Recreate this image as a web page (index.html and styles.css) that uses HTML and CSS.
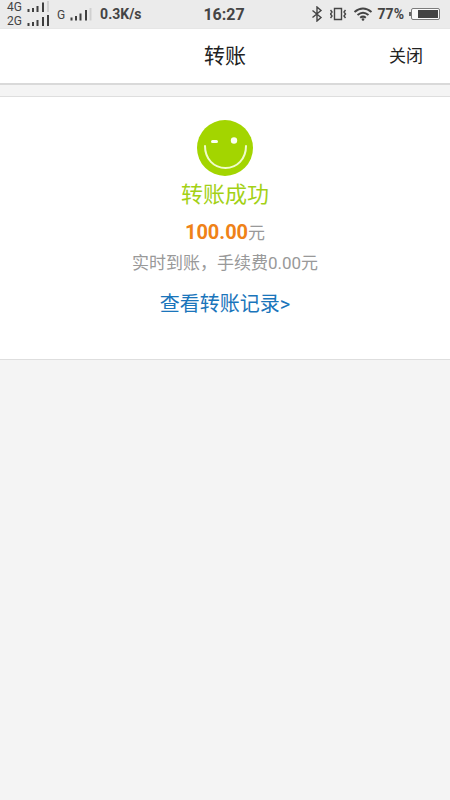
FILE: index.html
```html
<!DOCTYPE html>
<html lang="zh-CN">
<head>
<meta charset="utf-8">
<meta name="viewport" content="width=device-width, initial-scale=1">
<title>转账</title>
<link rel="stylesheet" href="styles.css">
</head>
<body>
<div class="status">
  <div class="status-side">
    <div class="sims">
      <div class="sim"><span>4G</span>
        <svg class="bars" width="23" height="12" viewBox="0 0 23 12" aria-hidden="true"><path d="M1.500 8v3M6 7v4M10.500 5v6M16 1.500v9.500"/><path class="off" d="M21 0v11"/></svg>
      </div>
      <div class="sim"><span>2G</span>
        <svg class="bars" width="23" height="12" viewBox="0 0 23 12" aria-hidden="true"><path d="M1.500 8v3M6 7v4M10.500 5v6M16 2v9M21 0v11"/></svg>
      </div>
    </div>
    <div class="sim"><span class="single">G</span>
      <svg class="bars" width="23" height="14" viewBox="0 0 23 14" aria-hidden="true"><path d="M1.500 10.500v3M6 9v4.500M10.500 6.500v7M16 3v10.500"/><path class="off" d="M20.500 1v12.500"/></svg>
    </div>
    <span class="small">0.3K/s</span>
  </div>
  <span class="time">16:27</span>
  <div class="status-side status-right">
    <svg class="line" width="14" height="16" viewBox="0 0 14 16" aria-hidden="true"><path d="M1.500 4.500l8.500 7-4 3.500V1l4 3.500-8.500 7"/></svg>
    <svg class="line" width="18" height="16" viewBox="0 0 18 16" aria-hidden="true"><path d="M4.500 2.500h7v11h-7zM.5 4L2 6 .5 8 2 10 .5 12M15.500 4L14 6l1.500 2-1.500 2 1.500 2"/></svg>
    <svg class="line wifi" width="20" height="16" viewBox="0 0 20 16" aria-hidden="true"><path d="M1.500 6Q10-1 18.500 6M4.500 9Q10 4.500 15.500 9M7.200 11.800Q10 9.500 12.800 11.800"/><circle cx="10" cy="13.500" r="1.300"/></svg>
    <span class="small">77%</span>
    <svg width="32" height="14" viewBox="0 0 32 14" aria-hidden="true"><rect x="2.500" y="1.500" width="28" height="11" rx="1.500" fill="#fafafa" stroke="#7c7c7c"/><path d="M0 5h2v4H0z" fill="#666"/><path d="M9 3h20v8H9z" fill="#444"/></svg>
  </div>
</div>
<header class="header">
  <h1>转账</h1>
  <button class="close" type="button">关闭</button>
</header>
<main class="card">
  <svg class="face" width="58" height="57" viewBox="0 0 58 57" aria-hidden="true">
    <circle cx="29" cy="28" r="28" fill="#a3d500"/>
    <path d="M9 26C9 39 18 48 29.500 48S50 39 50 26" fill="none" stroke="#f0fccb" stroke-width="2" stroke-linecap="round"/>
    <rect x="15" y="20" width="7" height="3" rx="1.500" fill="#fafff0"/>
    <circle cx="38" cy="20.500" r="3.200" fill="#fafff0"/>
  </svg>
  <h2>转账成功</h2>
  <p class="amount"><strong>100.00</strong>元</p>
  <p class="note">实时到账，手续费0.00元</p>
  <a class="records" href="#">查看转账记录&gt;</a>
</main>
</body>
</html>
```
FILE: styles.css
```css
* {
  box-sizing: border-box;
}

body {
  margin: 0;
  min-height: 100vh;
  background: #f4f4f4;
  font-family: Roboto, "Noto Sans CJK SC", sans-serif;
  color: #222;
}

h1, h2, p {
  margin: 0;
  font-weight: 400;
}

.status {
  display: grid;
  grid-template-columns: 1fr auto 1fr;
  align-items: center;
  height: 29px;
  padding: 0 9px 0 7px;
  background: #ebebeb;
  border-bottom: 1px solid #e6e6e6;
  color: #444;
}

.status-side {
  display: flex;
  align-items: center;
  gap: 7px;
}

.status-right {
  justify-content: flex-end;
  gap: 5px;
}

.sims {
  display: grid;
}

.sim {
  display: flex;
  align-items: center;
  gap: 5px;
  font-size: 12px;
  line-height: 14px;
}

.single {
  padding-top: 2px;
}

.small {
  font-size: 14px;
  font-weight: 700;
}

.time {
  padding-top: 1px;
  font-size: 16px;
  font-weight: 700;
}

.bars {
  fill: none;
  stroke: #3f3f3f;
  stroke-width: 2;
}

.bars .off {
  stroke: #d0d0d0;
}

.line {
  fill: none;
  stroke: #444;
  stroke-width: 1.4;
}

.wifi {
  stroke-width: 2;
}

.wifi circle {
  fill: #444;
  stroke: none;
}

.header {
  display: grid;
  grid-template-columns: 1fr auto 1fr;
  align-items: center;
  height: 56px;
  padding: 0 27px 4px;
  background: #fff;
  border-bottom: 2px solid #d9d9d9;
}

.header h1 {
  grid-column: 2;
  font-size: 21px;
}

.close {
  justify-self: end;
  padding: 0;
  border: 0;
  background: none;
  color: #222;
  font: inherit;
  font-size: 17px;
}

.card {
  display: flex;
  flex-direction: column;
  align-items: center;
  margin-top: 11px;
  padding: 23px 16px 39px;
  background: #fff;
  border: solid #dedede;
  border-width: 1px 0;
  text-align: center;
}

.face {
  display: block;
}

.card h2 {
  font-size: 22px;
  line-height: 35px;
  color: #a3d116;
}

.amount {
  margin-top: 4px;
  font-size: 17px;
  line-height: 32px;
  color: #999;
}

.amount strong {
  font-size: 20px;
  color: #ef8218;
}

.note {
  font-size: 17px;
  line-height: 28px;
  color: #999;
}

.records {
  margin-top: 11px;
  font-size: 20px;
  line-height: 32px;
  color: #1a75bb;
  text-decoration: none;
}
```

▶ **DIRECTIVE**: Reproduce the material above verbatim; omit every picture.

▶ **FINISHED EXERCISE**:
Recreate this image as a web page (index.html and styles.css) that uses HTML and CSS.
FILE: index.html
```html
<!DOCTYPE html>
<html lang="zh-CN">
<head>
<meta charset="utf-8">
<meta name="viewport" content="width=device-width, initial-scale=1">
<title>转账</title>
<link rel="stylesheet" href="styles.css">
</head>
<body>
<div class="status">
  <div class="status-side">
    <div class="sims">
      <div class="sim"><span>4G</span>
        <svg class="bars" width="23" height="12" viewBox="0 0 23 12" aria-hidden="true"><path d="M1.500 8v3M6 7v4M10.500 5v6M16 1.500v9.500"/><path class="off" d="M21 0v11"/></svg>
      </div>
      <div class="sim"><span>2G</span>
        <svg class="bars" width="23" height="12" viewBox="0 0 23 12" aria-hidden="true"><path d="M1.500 8v3M6 7v4M10.500 5v6M16 2v9M21 0v11"/></svg>
      </div>
    </div>
    <div class="sim"><span class="single">G</span>
      <svg class="bars" width="23" height="14" viewBox="0 0 23 14" aria-hidden="true"><path d="M1.500 10.500v3M6 9v4.500M10.500 6.500v7M16 3v10.500"/><path class="off" d="M20.500 1v12.500"/></svg>
    </div>
    <span class="small">0.3K/s</span>
  </div>
  <span class="time">16:27</span>
  <div class="status-side status-right">
    <svg class="line" width="14" height="16" viewBox="0 0 14 16" aria-hidden="true"><path d="M1.500 4.500l8.500 7-4 3.500V1l4 3.500-8.500 7"/></svg>
    <svg class="line" width="18" height="16" viewBox="0 0 18 16" aria-hidden="true"><path d="M4.500 2.500h7v11h-7zM.5 4L2 6 .5 8 2 10 .5 12M15.500 4L14 6l1.500 2-1.500 2 1.500 2"/></svg>
    <svg class="line wifi" width="20" height="16" viewBox="0 0 20 16" aria-hidden="true"><path d="M1.500 6Q10-1 18.500 6M4.500 9Q10 4.500 15.500 9M7.200 11.800Q10 9.500 12.800 11.800"/><circle cx="10" cy="13.500" r="1.300"/></svg>
    <span class="small">77%</span>
    <svg width="32" height="14" viewBox="0 0 32 14" aria-hidden="true"><rect x="2.500" y="1.500" width="28" height="11" rx="1.500" fill="#fafafa" stroke="#7c7c7c"/><path d="M0 5h2v4H0z" fill="#666"/><path d="M9 3h20v8H9z" fill="#444"/></svg>
  </div>
</div>
<header class="header">
  <h1>转账</h1>
  <button class="close" type="button">关闭</button>
</header>
<main class="card">
  <svg class="face" width="58" height="57" viewBox="0 0 58 57" aria-hidden="true">
    <circle cx="29" cy="28" r="28" fill="#a3d500"/>
    <path d="M9 26C9 39 18 48 29.500 48S50 39 50 26" fill="none" stroke="#f0fccb" stroke-width="2" stroke-linecap="round"/>
    <rect x="15" y="20" width="7" height="3" rx="1.500" fill="#fafff0"/>
    <circle cx="38" cy="20.500" r="3.200" fill="#fafff0"/>
  </svg>
  <h2>转账成功</h2>
  <p class="amount"><strong>100.00</strong>元</p>
  <p class="note">实时到账，手续费0.00元</p>
  <a class="records" href="#">查看转账记录&gt;</a>
</main>
</body>
</html>
```
FILE: styles.css
```css
* {
  box-sizing: border-box;
}

body {
  margin: 0;
  min-height: 100vh;
  background: #f4f4f4;
  font-family: Roboto, "Noto Sans CJK SC", sans-serif;
  color: #222;
}

h1, h2, p {
  margin: 0;
  font-weight: 400;
}

.status {
  display: grid;
  grid-template-columns: 1fr auto 1fr;
  align-items: center;
  height: 29px;
  padding: 0 9px 0 7px;
  background: #ebebeb;
  border-bottom: 1px solid #e6e6e6;
  color: #444;
}

.status-side {
  display: flex;
  align-items: center;
  gap: 7px;
}

.status-right {
  justify-content: flex-end;
  gap: 5px;
}

.sims {
  display: grid;
}

.sim {
  display: flex;
  align-items: center;
  gap: 5px;
  font-size: 12px;
  line-height: 14px;
}

.single {
  padding-top: 2px;
}

.small {
  font-size: 14px;
  font-weight: 700;
}

.time {
  padding-top: 1px;
  font-size: 16px;
  font-weight: 700;
}

.bars {
  fill: none;
  stroke: #3f3f3f;
  stroke-width: 2;
}

.bars .off {
  stroke: #d0d0d0;
}

.line {
  fill: none;
  stroke: #444;
  stroke-width: 1.4;
}

.wifi {
  stroke-width: 2;
}

.wifi circle {
  fill: #444;
  stroke: none;
}

.header {
  display: grid;
  grid-template-columns: 1fr auto 1fr;
  align-items: center;
  height: 56px;
  padding: 0 27px 4px;
  background: #fff;
  border-bottom: 2px solid #d9d9d9;
}

.header h1 {
  grid-column: 2;
  font-size: 21px;
}

.close {
  justify-self: end;
  padding: 0;
  border: 0;
  background: none;
  color: #222;
  font: inherit;
  font-size: 17px;
}

.card {
  display: flex;
  flex-direction: column;
  align-items: center;
  margin-top: 11px;
  padding: 23px 16px 39px;
  background: #fff;
  border: solid #dedede;
  border-width: 1px 0;
  text-align: center;
}

.face {
  display: block;
}

.card h2 {
  font-size: 22px;
  line-height: 35px;
  color: #a3d116;
}

.amount {
  margin-top: 4px;
  font-size: 17px;
  line-height: 32px;
  color: #999;
}

.amount strong {
  font-size: 20px;
  color: #ef8218;
}

.note {
  font-size: 17px;
  line-height: 28px;
  color: #999;
}

.records {
  margin-top: 11px;
  font-size: 20px;
  line-height: 32px;
  color: #1a75bb;
  text-decoration: none;
}
```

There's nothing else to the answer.